In my homelab experiments, I wanted to build something closer to production-grade high availability (HA) — but using only tiny NanoPi NEOs in my homelab and the travel router

The question was simple: Could I make services survive reboots, crashes, or node failures?
The answer: yes, with Corosync and Pacemaker.


What Is Corosync?

Corosync is the messaging layer of the cluster. It’s responsible for cluster membership: who’s online, who’s offline, and who is the leader. It uses a reliable communication protocol so all nodes can agree on the current state of the cluster.

Think of Corosync as the heartbeat and gossip system — constantly checking if everyone is alive and spreading that information quickly.


What Is Pacemaker?

Pacemaker is the cluster resource manager. It decides what runs where, ensures resources are only active on one node at a time, and manages failover when something goes wrong.

If Corosync is the cluster’s nervous system, Pacemaker is the brain that makes decisions.


The Lab Cluster

I built a three-node cluster on NanoPi NEOs running Debian Bookworm. Each node ran Corosync, Pacemaker, and the cluster management service.

Together, they formed a small but fully functional HA cluster.


The Resources

I kept it minimal but practical:
- A floating IP address so clients always connect to the active node.
- An nginx service colocated with the VIP.

When you connect to the cluster’s IP, Pacemaker ensures nginx is serving you, no matter which NanoPi is actually hosting it.


The First Success

After the cluster came online, I was able to see the VIP and nginx both active on one node. Pacemaker had elected a controller, confirmed quorum, and placed the resources where it saw fit.

Seeing the cluster make decisions on its own was the “aha!” moment that made the work worthwhile.


Lessons Learned

Fencing and STONITH

In production, fencing is essential — it guarantees that only one node ever controls a resource by powering off misbehaving nodes. In my homelab, I chose to disable it, since I don’t have IPMI or PDUs to manage power remotely.

That means I give up protection against split-brain, but for a simple VIP and nginx service the risk is acceptable.


Constraints

I learned that constraints are important to make sure resources stay together. nginx must always run alongside the VIP, and the VIP should come up before nginx starts. Defining these rules makes the cluster more predictable.


Testing Failover

Putting a node into standby instantly moved nginx and the VIP to another host. It was a simple but powerful way to watch high availability in action.


Split-Brain Concerns

Without fencing, a network partition could result in two nodes both running the VIP. For a stateless web server, this would just cause some confusion on the network. For a database or shared storage, it would be a disaster.

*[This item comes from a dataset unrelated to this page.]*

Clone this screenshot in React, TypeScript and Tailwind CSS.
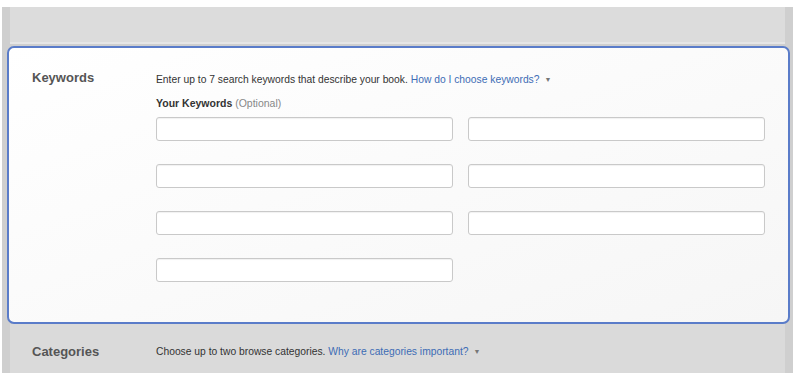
const font = { fontFamily: '"Liberation Sans", Arial, sans-serif' };

function Field() {
  return (
    <input
      type="text"
      className="h-[24px] w-full rounded-[3px] border border-[#c9c9c9] bg-white shadow-[inset_0_1px_1px_rgba(0,0,0,0.06)]"
    />
  );
}

function Caret() {
  return <span className="ml-[5px] inline-block align-middle text-[7px] text-[#777]">▼</span>;
}

export default function App() {
  return (
    <div className="h-[373px] w-[797px] overflow-hidden bg-white pt-[7px]" style={font}>
      <div className="ml-[2px] mr-[4px] h-full bg-[#cfcfcf]">
        <div className="mx-[8px] h-[37px] border-b-2 border-[#e6e6e6] bg-[#dcdcdc]" />
        <div className="ml-[5px] mr-[3px] mt-[2px] flex h-[278px] rounded-[7px] border-2 border-[#5a7cc9] bg-gradient-to-br from-white to-[#f6f6f6] pl-[23px] pt-[20px]">
          <div className="w-[124px] text-[13px] font-bold text-[#555]">Keywords</div>
          <div className="w-[609px]">
            <p className="mt-[4px] text-[10.3px] text-[#333]">
              Enter up to 7 search keywords that describe your book.{' '}
              <span className="text-[#3d6cb5]">How do I choose keywords?</span>
              <Caret />
            </p>
            <p className="mt-[9px] text-[10.5px] font-bold text-[#333]">
              Your Keywords <span className="font-normal text-[#888]">(Optional)</span>
            </p>
            <div className="mt-[5px] grid grid-cols-2 gap-x-[15px] gap-y-[23px]">
              <Field />
              <Field />
              <Field />
              <Field />
              <Field />
              <Field />
              <Field />
            </div>
          </div>
        </div>
        <div className="mx-[8px] flex h-[50px] items-start bg-[#dadada] pl-[22px] pt-[18px]">
          <div className="w-[124px] text-[13px] font-bold text-[#555]">Categories</div>
          <p className="mt-[2px] text-[10.3px] text-[#333]">
            Choose up to two browse categories.{' '}
            <span className="text-[#3d6cb5]">Why are categories important?</span>
            <Caret />
          </p>
        </div>
      </div>
    </div>
  );
}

This highlighted why fencing is so critical in production environments.


Homelab Takeaways

  • Corosync provides the cluster heartbeat and membership.
  • Pacemaker is the brain that manages resources and failover.
  • NanoPi NEOs are surprisingly capable of running a proper HA stack.
  • Disabling fencing makes things easier in a lab, but it does mean living without guaranteed consistency.

Next Steps

  • Explore watchdog-based fencing, so the NanoPis can reboot themselves if needed.
  • Try adding a stateful resource, like Valkey or a lightweight database, to push the cluster harder.
  • Continue building out the Survival Computing lab to prove that redundancy and resilience can exist even on small, low-power devices.

Corosync and Pacemaker turned three little NanoPis into a reliable HA cluster — and that’s exactly the kind of survival computing I set out to prove possible.